What the task asks:
Write out all the lines again, precisely as they stand, but without the images.

Material:
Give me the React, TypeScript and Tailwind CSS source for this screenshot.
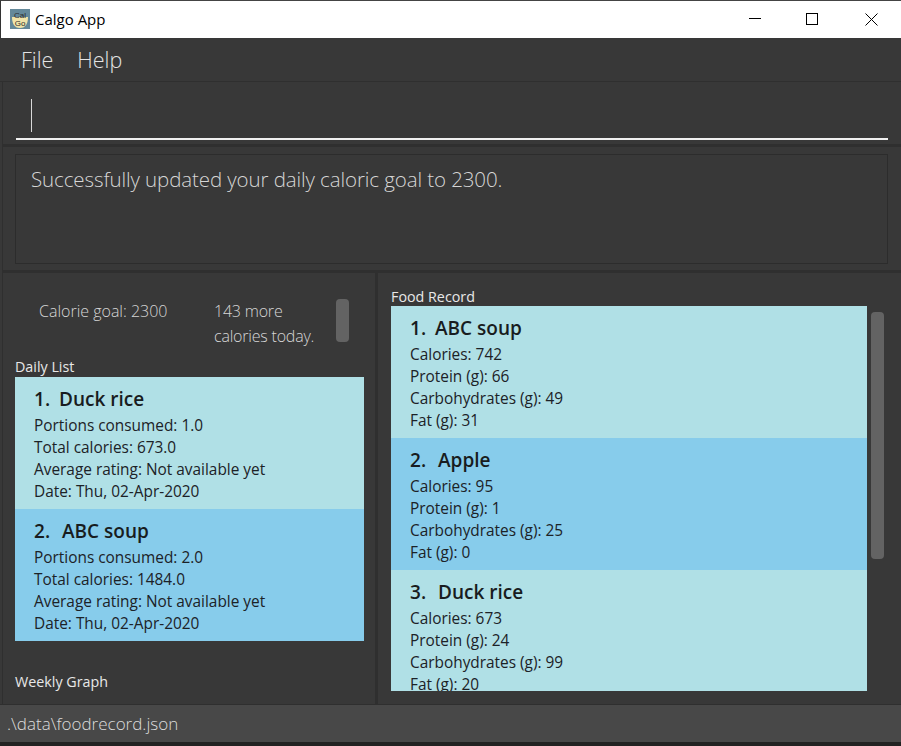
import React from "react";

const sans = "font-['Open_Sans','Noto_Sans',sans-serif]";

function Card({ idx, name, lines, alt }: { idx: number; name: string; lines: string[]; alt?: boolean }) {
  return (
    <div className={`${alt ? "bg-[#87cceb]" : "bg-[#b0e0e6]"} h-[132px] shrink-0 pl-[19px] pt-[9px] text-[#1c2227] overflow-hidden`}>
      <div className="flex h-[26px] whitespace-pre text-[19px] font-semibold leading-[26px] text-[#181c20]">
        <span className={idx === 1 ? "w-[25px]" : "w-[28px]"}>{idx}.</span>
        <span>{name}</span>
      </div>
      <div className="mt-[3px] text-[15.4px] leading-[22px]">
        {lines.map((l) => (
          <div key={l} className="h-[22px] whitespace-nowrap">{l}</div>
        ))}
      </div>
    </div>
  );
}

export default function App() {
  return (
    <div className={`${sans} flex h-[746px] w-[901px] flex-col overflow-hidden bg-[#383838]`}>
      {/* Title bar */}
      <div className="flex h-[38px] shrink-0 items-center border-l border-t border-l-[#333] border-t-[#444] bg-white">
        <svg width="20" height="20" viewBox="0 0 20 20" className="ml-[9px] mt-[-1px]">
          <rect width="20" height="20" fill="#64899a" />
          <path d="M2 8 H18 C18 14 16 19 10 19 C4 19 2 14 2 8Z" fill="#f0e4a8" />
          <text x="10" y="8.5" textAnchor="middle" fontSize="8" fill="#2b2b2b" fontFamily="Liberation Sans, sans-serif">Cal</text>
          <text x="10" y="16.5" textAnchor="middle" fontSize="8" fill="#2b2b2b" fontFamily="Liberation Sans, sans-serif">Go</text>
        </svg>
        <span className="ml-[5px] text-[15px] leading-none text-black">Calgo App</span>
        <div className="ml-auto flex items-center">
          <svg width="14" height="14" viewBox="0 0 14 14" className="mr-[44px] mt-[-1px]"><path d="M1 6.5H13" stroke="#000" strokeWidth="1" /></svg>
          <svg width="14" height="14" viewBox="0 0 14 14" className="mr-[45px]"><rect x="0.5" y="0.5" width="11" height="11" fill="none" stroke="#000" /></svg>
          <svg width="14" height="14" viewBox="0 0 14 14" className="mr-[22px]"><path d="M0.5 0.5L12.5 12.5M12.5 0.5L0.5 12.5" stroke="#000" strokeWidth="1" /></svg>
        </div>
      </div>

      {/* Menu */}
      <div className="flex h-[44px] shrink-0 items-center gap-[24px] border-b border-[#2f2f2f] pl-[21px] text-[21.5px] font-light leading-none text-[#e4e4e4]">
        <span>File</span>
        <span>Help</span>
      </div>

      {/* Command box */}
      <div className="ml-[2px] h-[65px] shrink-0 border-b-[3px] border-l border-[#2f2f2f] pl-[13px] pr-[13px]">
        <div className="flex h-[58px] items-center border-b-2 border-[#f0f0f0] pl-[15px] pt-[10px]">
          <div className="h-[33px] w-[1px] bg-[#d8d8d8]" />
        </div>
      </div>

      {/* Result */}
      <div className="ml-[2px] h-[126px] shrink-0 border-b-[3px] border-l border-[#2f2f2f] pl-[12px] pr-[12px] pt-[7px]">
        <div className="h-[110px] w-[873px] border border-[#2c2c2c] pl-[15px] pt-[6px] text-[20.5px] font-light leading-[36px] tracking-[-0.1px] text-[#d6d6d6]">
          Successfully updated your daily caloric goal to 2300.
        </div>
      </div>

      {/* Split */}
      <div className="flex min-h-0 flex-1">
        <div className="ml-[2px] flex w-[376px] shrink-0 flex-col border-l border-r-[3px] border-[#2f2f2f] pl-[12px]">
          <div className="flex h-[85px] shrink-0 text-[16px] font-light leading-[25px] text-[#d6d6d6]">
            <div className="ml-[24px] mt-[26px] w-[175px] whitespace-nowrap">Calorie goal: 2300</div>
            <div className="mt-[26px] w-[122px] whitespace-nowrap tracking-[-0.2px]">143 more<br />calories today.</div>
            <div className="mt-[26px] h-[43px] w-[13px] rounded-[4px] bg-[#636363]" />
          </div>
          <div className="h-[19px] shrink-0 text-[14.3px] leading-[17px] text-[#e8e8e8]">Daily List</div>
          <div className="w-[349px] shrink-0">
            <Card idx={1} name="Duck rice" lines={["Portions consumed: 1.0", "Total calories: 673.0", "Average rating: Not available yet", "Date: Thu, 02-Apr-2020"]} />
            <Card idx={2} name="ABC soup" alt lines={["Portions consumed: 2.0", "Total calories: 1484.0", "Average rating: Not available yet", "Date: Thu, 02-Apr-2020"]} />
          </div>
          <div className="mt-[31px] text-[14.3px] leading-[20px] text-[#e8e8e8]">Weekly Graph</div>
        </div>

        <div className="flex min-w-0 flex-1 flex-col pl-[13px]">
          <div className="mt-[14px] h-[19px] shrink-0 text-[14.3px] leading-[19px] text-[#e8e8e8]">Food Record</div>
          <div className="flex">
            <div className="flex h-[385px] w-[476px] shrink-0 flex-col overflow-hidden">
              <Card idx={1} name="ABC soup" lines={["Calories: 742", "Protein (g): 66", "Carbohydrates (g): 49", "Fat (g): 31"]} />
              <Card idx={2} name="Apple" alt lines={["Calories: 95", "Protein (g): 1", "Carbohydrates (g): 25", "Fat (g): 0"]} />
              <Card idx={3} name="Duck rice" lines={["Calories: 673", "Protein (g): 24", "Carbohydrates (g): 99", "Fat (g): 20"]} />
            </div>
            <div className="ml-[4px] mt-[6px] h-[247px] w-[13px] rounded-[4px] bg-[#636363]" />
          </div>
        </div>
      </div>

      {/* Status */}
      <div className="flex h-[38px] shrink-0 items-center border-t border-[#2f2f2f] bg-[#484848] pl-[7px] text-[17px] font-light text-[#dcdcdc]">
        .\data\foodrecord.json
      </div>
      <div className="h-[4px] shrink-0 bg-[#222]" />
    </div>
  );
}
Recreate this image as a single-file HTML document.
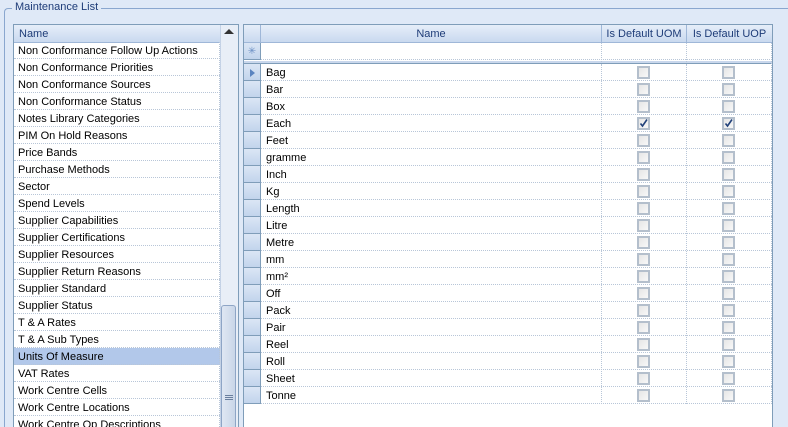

Completed task:
Give me the React, TypeScript and Tailwind CSS source for this screenshot.
import React from "react";

const sans = "font-['Open_Sans','Noto_Sans',sans-serif]";

function Card({ idx, name, lines, alt }: { idx: number; name: string; lines: string[]; alt?: boolean }) {
  return (
    <div className={`${alt ? "bg-[#87cceb]" : "bg-[#b0e0e6]"} h-[132px] shrink-0 pl-[19px] pt-[9px] text-[#1c2227] overflow-hidden`}>
      <div className="flex h-[26px] whitespace-pre text-[19px] font-semibold leading-[26px] text-[#181c20]">
        <span className={idx === 1 ? "w-[25px]" : "w-[28px]"}>{idx}.</span>
        <span>{name}</span>
      </div>
      <div className="mt-[3px] text-[15.4px] leading-[22px]">
        {lines.map((l) => (
          <div key={l} className="h-[22px] whitespace-nowrap">{l}</div>
        ))}
      </div>
    </div>
  );
}

export default function App() {
  return (
    <div className={`${sans} flex h-[746px] w-[901px] flex-col overflow-hidden bg-[#383838]`}>
      {/* Title bar */}
      <div className="flex h-[38px] shrink-0 items-center border-l border-t border-l-[#333] border-t-[#444] bg-white">
        <svg width="20" height="20" viewBox="0 0 20 20" className="ml-[9px] mt-[-1px]">
          <rect width="20" height="20" fill="#64899a" />
          <path d="M2 8 H18 C18 14 16 19 10 19 C4 19 2 14 2 8Z" fill="#f0e4a8" />
          <text x="10" y="8.5" textAnchor="middle" fontSize="8" fill="#2b2b2b" fontFamily="Liberation Sans, sans-serif">Cal</text>
          <text x="10" y="16.5" textAnchor="middle" fontSize="8" fill="#2b2b2b" fontFamily="Liberation Sans, sans-serif">Go</text>
        </svg>
        <span className="ml-[5px] text-[15px] leading-none text-black">Calgo App</span>
        <div className="ml-auto flex items-center">
          <svg width="14" height="14" viewBox="0 0 14 14" className="mr-[44px] mt-[-1px]"><path d="M1 6.5H13" stroke="#000" strokeWidth="1" /></svg>
          <svg width="14" height="14" viewBox="0 0 14 14" className="mr-[45px]"><rect x="0.5" y="0.5" width="11" height="11" fill="none" stroke="#000" /></svg>
          <svg width="14" height="14" viewBox="0 0 14 14" className="mr-[22px]"><path d="M0.5 0.5L12.5 12.5M12.5 0.5L0.5 12.5" stroke="#000" strokeWidth="1" /></svg>
        </div>
      </div>

      {/* Menu */}
      <div className="flex h-[44px] shrink-0 items-center gap-[24px] border-b border-[#2f2f2f] pl-[21px] text-[21.5px] font-light leading-none text-[#e4e4e4]">
        <span>File</span>
        <span>Help</span>
      </div>

      {/* Command box */}
      <div className="ml-[2px] h-[65px] shrink-0 border-b-[3px] border-l border-[#2f2f2f] pl-[13px] pr-[13px]">
        <div className="flex h-[58px] items-center border-b-2 border-[#f0f0f0] pl-[15px] pt-[10px]">
          <div className="h-[33px] w-[1px] bg-[#d8d8d8]" />
        </div>
      </div>

      {/* Result */}
      <div className="ml-[2px] h-[126px] shrink-0 border-b-[3px] border-l border-[#2f2f2f] pl-[12px] pr-[12px] pt-[7px]">
        <div className="h-[110px] w-[873px] border border-[#2c2c2c] pl-[15px] pt-[6px] text-[20.5px] font-light leading-[36px] tracking-[-0.1px] text-[#d6d6d6]">
          Successfully updated your daily caloric goal to 2300.
        </div>
      </div>

      {/* Split */}
      <div className="flex min-h-0 flex-1">
        <div className="ml-[2px] flex w-[376px] shrink-0 flex-col border-l border-r-[3px] border-[#2f2f2f] pl-[12px]">
          <div className="flex h-[85px] shrink-0 text-[16px] font-light leading-[25px] text-[#d6d6d6]">
            <div className="ml-[24px] mt-[26px] w-[175px] whitespace-nowrap">Calorie goal: 2300</div>
            <div className="mt-[26px] w-[122px] whitespace-nowrap tracking-[-0.2px]">143 more<br />calories today.</div>
            <div className="mt-[26px] h-[43px] w-[13px] rounded-[4px] bg-[#636363]" />
          </div>
          <div className="h-[19px] shrink-0 text-[14.3px] leading-[17px] text-[#e8e8e8]">Daily List</div>
          <div className="w-[349px] shrink-0">
            <Card idx={1} name="Duck rice" lines={["Portions consumed: 1.0", "Total calories: 673.0", "Average rating: Not available yet", "Date: Thu, 02-Apr-2020"]} />
            <Card idx={2} name="ABC soup" alt lines={["Portions consumed: 2.0", "Total calories: 1484.0", "Average rating: Not available yet", "Date: Thu, 02-Apr-2020"]} />
          </div>
          <div className="mt-[31px] text-[14.3px] leading-[20px] text-[#e8e8e8]">Weekly Graph</div>
        </div>

        <div className="flex min-w-0 flex-1 flex-col pl-[13px]">
          <div className="mt-[14px] h-[19px] shrink-0 text-[14.3px] leading-[19px] text-[#e8e8e8]">Food Record</div>
          <div className="flex">
            <div className="flex h-[385px] w-[476px] shrink-0 flex-col overflow-hidden">
              <Card idx={1} name="ABC soup" lines={["Calories: 742", "Protein (g): 66", "Carbohydrates (g): 49", "Fat (g): 31"]} />
              <Card idx={2} name="Apple" alt lines={["Calories: 95", "Protein (g): 1", "Carbohydrates (g): 25", "Fat (g): 0"]} />
              <Card idx={3} name="Duck rice" lines={["Calories: 673", "Protein (g): 24", "Carbohydrates (g): 99", "Fat (g): 20"]} />
            </div>
            <div className="ml-[4px] mt-[6px] h-[247px] w-[13px] rounded-[4px] bg-[#636363]" />
          </div>
        </div>
      </div>

      {/* Status */}
      <div className="flex h-[38px] shrink-0 items-center border-t border-[#2f2f2f] bg-[#484848] pl-[7px] text-[17px] font-light text-[#dcdcdc]">
        .\data\foodrecord.json
      </div>
      <div className="h-[4px] shrink-0 bg-[#222]" />
    </div>
  );
}
Recreate this image as a single-file HTML document.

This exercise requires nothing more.